The biosynthesis is (e.g. T4) regulated in three phases of mRNA production followed by a phase of protein production.

- Early phase
Enzymes modify the host's transcriptional process by RNA polymerase. Amongst other modifications, virus T4 changes the sigma factor of the host by producing an anti-sigma factor so that the host promotors are not recognized any more but now recognize T4 middle proteins. For protein synthesis Shine-Dalgarno subsequence GAGG dominates an early genes translation.

- Middle phase
Virus nucleic acid (DNA or RNA depending on virus type).

- Late phase
Structural proteins including those for the head and the tail.

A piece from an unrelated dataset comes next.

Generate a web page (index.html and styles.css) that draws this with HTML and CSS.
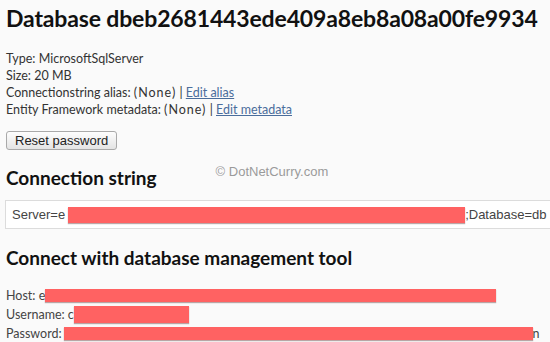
FILE: index.html
```html
<!DOCTYPE html>
<html>
<head>
<meta charset="utf-8">
<link rel="stylesheet" href="styles.css">
</head>
<body>
<div class="page">
  <h1 class="title">Database dbeb2681443ede409a8eb8a08a00fe9934</h1>
  <div class="info">
    <div class="line">Type: MicrosoftSqlServer</div>
    <div class="line">Size: 20 MB</div>
    <div class="line">Connectionstring alias: <span class="paren">(None)</span> | <a class="link" href="#">Edit alias</a></div>
    <div class="line">Entity Framework metadata: <span class="paren">(None)</span> | <a class="link" href="#">Edit metadata</a></div>
  </div>
  <div class="btnrow"><button class="btn">Reset password</button></div>
  <div class="headrow">
    <h2 class="heading">Connection string</h2>
    <span class="watermark">© DotNetCurry.com</span>
  </div>
  <div class="connbox"><span class="conntext">Server=e<span class="redact r-conn"></span>;Database=db</span></div>
  <h2 class="heading heading2">Connect with database management tool</h2>
  <div class="creds">
    <div class="cline">Host: e<span class="redact r-host"></span></div>
    <div class="cline">Username: c<span class="redact r-user"></span></div>
    <div class="cline">Password: <span class="redact r-pass"></span>n</div>
  </div>
</div>
</body>
</html>
```
FILE: styles.css
```css
html, body {
  margin: 0;
  padding: 0;
  background: #fafafa;
  overflow: hidden;
}
.page {
  width: 550px;
  height: 342px;
  overflow: hidden;
  padding: 0 0 0 6px;
  box-sizing: border-box;
  font-family: Lato, "Open Sans", sans-serif;
  color: #333;
}
.title {
  margin: 0;
  padding-top: 3px;
  font-size: 23px;
  line-height: 30px;
  font-weight: 700;
  letter-spacing: -0.15px;
  color: #111;
  white-space: nowrap;
}
.info {
  margin-top: 17px;
  font-size: 12.5px;
  line-height: 17px;
}
.line { white-space: nowrap; }
.paren { letter-spacing: 1px; }
.link { color: #4a6d9c; text-decoration: underline; }
.btnrow { margin-top: 13px; display: flex; }
.btn {
  font-family: "Liberation Sans", Arial, sans-serif;
  font-size: 13px;
  color: #222;
  height: 19px;
  padding: 0 8px;
  border: 1px solid #a9a9a9;
  border-radius: 3px;
  background: linear-gradient(#fdfdfd, #e4e4e4);
  line-height: 17px;
}
.headrow {
  display: flex;
  align-items: flex-start;
  margin-top: 16px;
}
.heading {
  margin: 0;
  font-size: 19px;
  line-height: 24px;
  font-weight: 700;
  color: #111;
  white-space: nowrap;
}
.watermark {
  margin-left: 59px;
  margin-top: -2px;
  font-family: "Liberation Sans", Arial, sans-serif;
  font-size: 13px;
  color: #9a9a9a;
}
.connbox {
  margin-top: 10px;
  margin-left: -1px;
  width: 560px;
  height: 29px;
  border: 1px solid #dcdcdc;
  background: #fff;
  box-sizing: border-box;
  padding-left: 6px;
  display: flex;
  align-items: center;
  white-space: nowrap;
  overflow: hidden;
}
.conntext {
  font-family: "Liberation Sans", Arial, sans-serif;
  font-size: 13px;
  color: #444;
  display: flex;
  align-items: center;
}
.redact {
  display: inline-block;
  background: #ff6262;
  box-shadow: 0 1px 1px rgba(120,80,80,0.5);
}
.r-conn { width: 397px; height: 16px; margin-left: 3px; }
.heading2 { margin-top: 17px; }
.creds {
  margin-top: 16px;
  font-size: 12.5px;
  line-height: 19px;
  color: #444;
}
.cline { white-space: nowrap; display: flex; align-items: center; height: 19px; }
.r-host { width: 451px; height: 13px; }
.r-user { width: 115px; height: 17px; }
.r-pass { width: 469px; height: 13px; margin-left: 2px; }
```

== Maturation and lysis ==
About 25 minutes after initial infection, approximately 200 new virions (viral bodies) are formed. Once enough virions have matured and accumulated, specialized viral proteins are used to dissolve the cells' walls. The cell bursts (i.e. it undergoes lysis) due to high internal osmotic pressure that can no longer be constrained by the cell wall. This releases progeny virions into the surrounding environment, where they can go on to infect other cells and another lytic cycle begins.

==Gene regulation biochemistry==
There are three classes of genes in the phage genome that regulate whether the lytic or lysogenic cycles will emerge. The first class is the immediate early genes, the second is the delayed early genes and the third is the late genes. The following refers to the well-studied temperate phage lambda of E. coli.

1. Immediate early genes: These genes are expressed from promoters recognized by the host RNA polymerase, and include Cro, cII, and N. CII is a transcription factor that stimulates expression of the main lysogenic repressor gene, cI, whereas Cro is a repressor for cI expression. The lysis-lysogeny decision is mainly influenced by the competition between Cro and CII, resulting in the determination of whether or not sufficient CI repressor is made. If so, CI represses the early promoters and the infection is shunted into the lysogenic pathway. N is an anti-termination factor that is needed for the transcription of the delayed early genes.
2. Delayed early genes: These include the replication genes O and P and also Q, which encodes the anti-terminator responsible for transcription of all the late genes.
3. Late genes:

Q-mediated turn-on of late transcription begins about 6–8 min after infection if the lytic pathway is chosen. More than 25 genes are expressed from the single late promoter, resulting in four parallel biosynthetic pathways. Three of the pathways are for production of the three components of the virion: the DNA-filled head, the tail, and the side tail fibers. The virions self-assemble from these components, with the first virion appearing at about 20 min after infection. The fourth pathway is for lysis. In lambda 5 proteins are involved in lysis: the holin and antiholin from gene S, the endolysin from gene R and the spanin proteins from genes Rz and Rz1. In wild-type lambda, lysis occurs at about 50 min, releasing approximately 100 completed virions. The timing of lysis is determined by the holin and antiholin proteins, with the latter inhibiting the former. In overview, the holin protein accumulates in the cytoplasmic membrane until suddenly forming micron-scale holes, which triggers lysis. The endolysin R is released to the periplasm, where it attacks the peptidoglycan. The spanin proteins Rz and Rz1 accumulate in the cytoplasmic and outer membranes, respectively, and form a complex spanning the periplasm through the meshwork of the peptidoglycan. When the endolysin degrades the peptidoglycan, the spanin complexes are liberated and cause disruption of the outer membrane. Destruction of the peptidoglycan by the endolysin and disruption of the outer membrane by the spanin complex are both required for lysis in lambda infections.

Lysis inhibition: T4-like phages have two genes, rI and rIII, that inhibit the T4 holin, if the infected cell undergoes super-infection by another T4 (or closely related) virion. Repeated super-infection can cause the T4 infection to continue without lysis for hours, leading to accumulation of virions to levels 10-fold higher than normal.